Some insurance companies will not write a life insurance policy for a smoker. Medical evidence supports the idea that smoking increases the chance of premature death from lung disease, heart conditions, and other smoking-related disorders, and insurance companies take this into account when writing policies. Many companies will write you a life insurance policy, but your premiums will be higher than another person who is the same age and general health as you. Smoking has the potential to make your life shorter, and that puts the insurance in the position of accepting a higher risk of loss.

If you have been diagnosed with a smoking related illness, this will have an impact on your insurance costs. Even with whole life insurance, the insurance companies are gambling that they will be able to recoup enough of the cost of the policy to make it profitable, but a smoker with a smoking related illness is an uncertain gamble. To overcome this problem, some insurance companies will write exclusions that specifically omit certain causes of death from the policy, balancing the odds of probability in favor of the insurance company.

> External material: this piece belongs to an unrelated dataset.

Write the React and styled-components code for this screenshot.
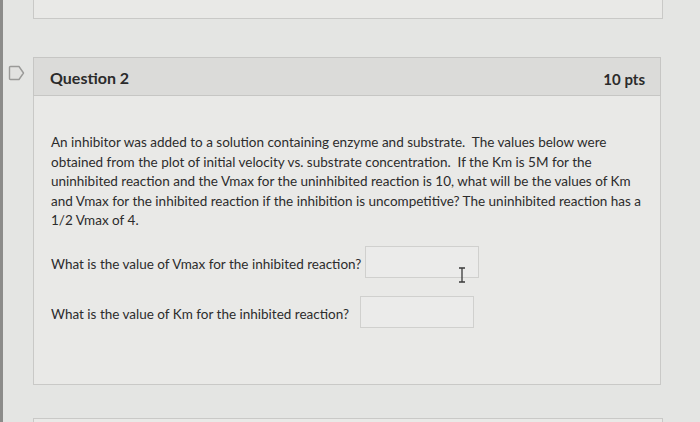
import React from "react";
import styled, { createGlobalStyle } from "styled-components";

const Global = createGlobalStyle`
  html, body { margin: 0; padding: 0; }
  body {
    background: #e4e5e3;
    font-family: Lato, "Open Sans", "Liberation Sans", sans-serif;
    color: #2f2f2f;
    width: 700px;
    height: 422px;
    overflow: hidden;
  }
`;

const Page = styled.div`
  height: 422px;
  box-sizing: border-box;
  border-left: 3px solid #8c8c8a;
  display: flex;
  flex-direction: column;
  padding-left: 30px;
  & > * { flex-shrink: 0; }
`;

const PrevCard = styled.div`
  width: 630px;
  height: 19px;
  box-sizing: border-box;
  border: 1px solid #c9c9c7;
  border-top: none;
  background: #e9e9e7;
`;

const QuestionRow = styled.div`
  margin-top: 38px;
  position: relative;
`;

const Flag = styled.svg`
  position: absolute;
  left: -25px;
  top: 8px;
`;

const Card = styled.div`
  width: 628px;
  display: flex;
  flex-direction: column;
`;

const Header = styled.div`
  height: 39px;
  box-sizing: border-box;
  background: #dbdbd9;
  border: 1px solid #c6c6c4;
  display: flex;
  align-items: center;
  justify-content: space-between;
  padding: 0 15px 0 16px;
`;

const Title = styled.div`
  font-size: 16px;
  font-weight: 700;
  color: #2b2b2b;
  margin-top: 1px;
`;

const Points = styled.div`
  font-size: 15px;
  font-weight: 700;
  color: #2b2b2b;
  margin-top: 5px;
`;

const Body = styled.div`
  height: 289px;
  box-sizing: border-box;
  background: #e9e9e7;
  border: 1px solid #c9c9c7;
  border-top: none;
  padding: 37px 17px 0 17px;
`;

const Text = styled.p`
  margin: 0;
  width: 596px;
  font-size: 13.5px;
  line-height: 19.5px;
  color: #2c2c2c;
`;

const Ask = styled.div`
  display: flex;
  align-items: center;
  margin-top: ${(p) => p.$top}px;
  font-size: 13.5px;
  color: #2c2c2c;
`;

const Label = styled.span`
  padding-top: 5px;
`;

const Input = styled.div`
  width: 114px;
  height: 32px;
  box-sizing: border-box;
  border: 1px solid #d0d0ce;
  background: #ebebea;
  margin-left: ${(p) => p.$gap}px;
  position: relative;
`;

const Cursor = styled.svg`
  position: absolute;
  left: 91px;
  top: 20px;
`;

const NextCard = styled.div`
  margin-top: 33px;
  width: 628px;
  height: 10px;
  border: 1px solid #c9c9c7;
  border-bottom: none;
  background: #e9e9e7;
`;

export default function App() {
  return (
    <>
      <Global />
      <Page>
        <PrevCard />
        <QuestionRow>
          <Flag width="17" height="16" viewBox="0 0 17 16">
            <path
              d="M2.5 1.5 H11 L15.5 8 L11 14.5 H2.5 Q1.5 14.5 1.5 13.5 V2.5 Q1.5 1.5 2.5 1.5 Z"
              fill="#e2e2e0"
              stroke="#9a9a98"
              strokeWidth="1.4"
              strokeLinejoin="round"
            />
          </Flag>
          <Card>
            <Header>
              <Title>Question 2</Title>
              <Points>10 pts</Points>
            </Header>
            <Body>
              <Text>
                An inhibitor was added to a solution containing enzyme and substrate.&nbsp; The values below were
                obtained from the plot of initial velocity vs. substrate concentration.&nbsp; If the Km is 5M for the
                uninhibited reaction and the Vmax for the uninhibited reaction is 10, what will be the values of Km
                and Vmax for the inhibited reaction if the inhibition is uncompetitive? The uninhibited reaction has a
                1/2 Vmax of 4.
              </Text>
              <Ask $top={15}>
                <Label>What is the value of Vmax for the inhibited reaction?</Label>
                <Input $gap={4}>
                  <Cursor width="10" height="16" viewBox="0 0 10 16">
                    <path d="M2 1 H8 M5 1 V15 M2 15 H8" stroke="#3a3a3a" strokeWidth="1.3" fill="none" />
                  </Cursor>
                </Input>
              </Ask>
              <Ask $top={18}>
                <Label>What is the value of Km for the inhibited reaction?</Label>
                <Input $gap={11} />
              </Ask>
            </Body>
          </Card>
          <NextCard />
        </QuestionRow>
      </Page>
    </>
  );
}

Smoking will affect your ability to get any type of insurance policy. Smoking is regarded as a distraction while driving, and increases the risk of a fire at home dramatically. If you smoke, any insurance policy, even health insurance, is going to cost you most than someone who has never smoked, and it is becoming increasingly more common for that increase to be carried over to other immediate family members due to the rising concern over the safety of second-hand smoke inhalation.